More than 40 per cent of businesses are likely to ditch their main financial institution, according to the results from a recent survey by Modus Research, highlighting a vulnerability for banks as they adjust to a new competitive environment.

The survey found that just 59 per cent of respondents said they were likely to continue using their main financial institution for their banking needs, leaving 41 per cent who were prepared to bolt.

“This is pretty shocking data,” said Charlie Graves, chief executive officer of Modus Research. “When you have people who aren’t in the ‘very likely to continue’ box, they’re recognized as atrisk clients. They could flip out of the bank at any time.”

The survey, the first of its kind by Modus, comes at a time when traditional banks are dealing with competitive pressures from new financial technology, or fintech, firms that are striving to undercut incumbent players with simple online services and transparent fees.

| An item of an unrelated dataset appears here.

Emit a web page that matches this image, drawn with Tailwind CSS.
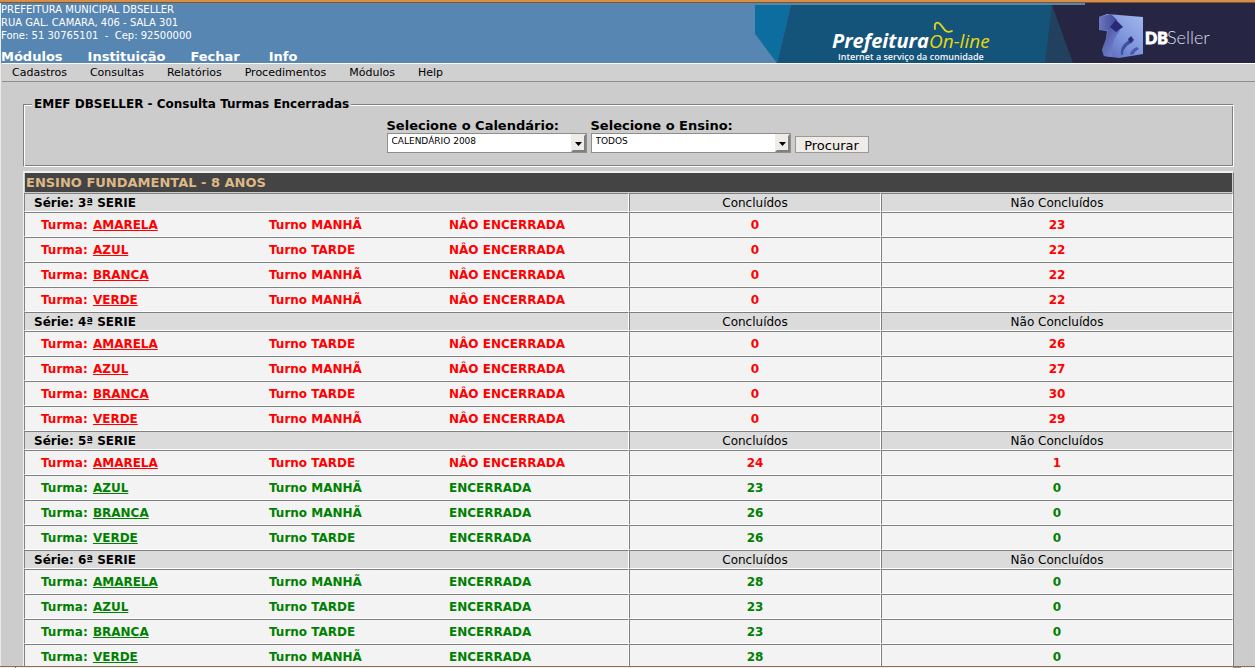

Some institutions scored considerably better than others in the survey, though Modus did not release any corporate names.

Credit unions enjoyed the best results, with just 22 per cent of their customers likely to leave. Among the biggest banks, though, the results ranged from a high of 48 per cent who are at risk of leaving to a low of 31 per cent.

“There are banks here that have almost half of their clients at risk,” Mr. Graves said, adding the industry is already prone to churn. A third of business banking clients have been with their bank for fewer than five years.

While new fintech firms have yet to tap into the needs of large and sophisticated businesses, they have begun to offer short-term loans to small businesses, and some banks appear keen to strike partnerships with them. Canadian Imperial Bank of Commerce has partnered with Thinking Capital, while Bank of Nova Scotia recently began to offer Kabbage to its customers.

However, according to the Modus survey, the main source of frustration with business banking customers is that their banks do not understand their businesses. Just 49 per cent said their current financial institution had a good understanding, even though 77 per cent said the overall quality of service was good.

“Competence of staff appears to be a significant driver of whether or not they intend to stay with the bank,” Mr. Graves said. “Things like the bank’s online banking interface also seems to be a significant driver of intention to stay or leave.”

The survey, conducted in July, drew from the responses of 868 panel members, drawn from a cross-section of managers and executives from a range of businesses, not-for-profit organizations and governments. The survey is considered accurate within 3.3 percentage points, 19 times out of 20.